Soliman founded College Hunks Hauling Junk, named by his mother, with Nick Friedman in 2003 while they were attending college. After working that summer with the business, he returned to the University of Miami for his senior year of college. In 2004, he entered the Leigh Rothschild Entrepreneurship Competition in Miami, a business plan competition. His business plan won first place and an accompanying award of $10,000. A year after graduation, he became a member of the advisory board of Marsh & McLenan, a healthcare research firm in Washington D.C. A short time later he partnered again with Friedman to revive "College Hunks Hauling Junk", then moving furniture under the name "College Hunks Moving."

In 2009, at the age of 27, Soliman was named to the 30 Under 30 List by Inc.
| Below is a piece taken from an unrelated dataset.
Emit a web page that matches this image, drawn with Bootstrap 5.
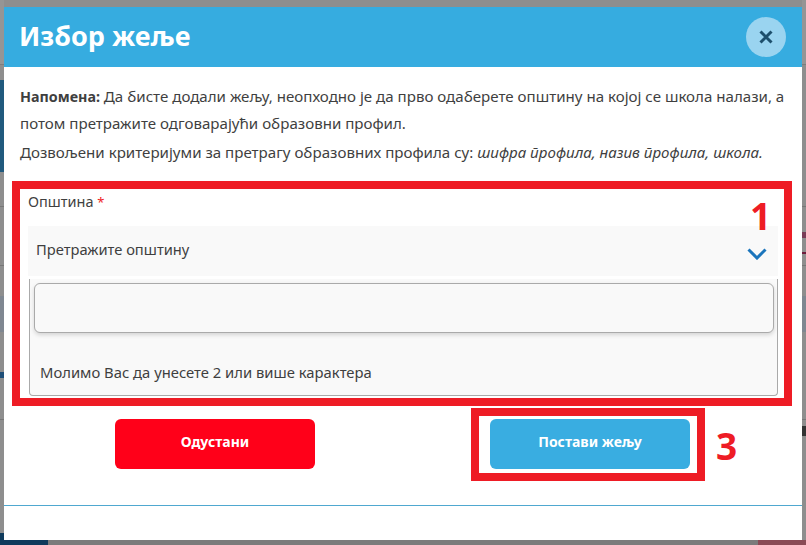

Magazine.

Soliman was the co-executive producer of the 2012 documentary Beware of Mr. Baker.

In 2011, Soliman co-authored the book Effortless Entrepreneur with Nick Friedman and Daylle Schwatrz. He was nominated by Ernst & Young for the Entrepreneur of the Year award in 2011.

==Television appearances==
In 2009, Soliman appeared on the series premier of ABC's television show Shark Tank to pitch a sister concept called College Foxes Packing Boxes. Soliman and Friedman turned down the Sharks offer of $250,000 for a 10% stake in their existing College Hunks business. Soliman turned down the offer received from the Sharks as under the terms of the offer, he and Friedman would have had to turn over partial control of the business.

Soliman appeared on a season premier of the Bravo show Millionaire Matchmaker. He also appeared on AMC's The Pitch in 2013 and on MTV's Jobs That Don't Suck in 2014. He was also on the series premier of CNBC's Blue Collar Millionaires in July 2015.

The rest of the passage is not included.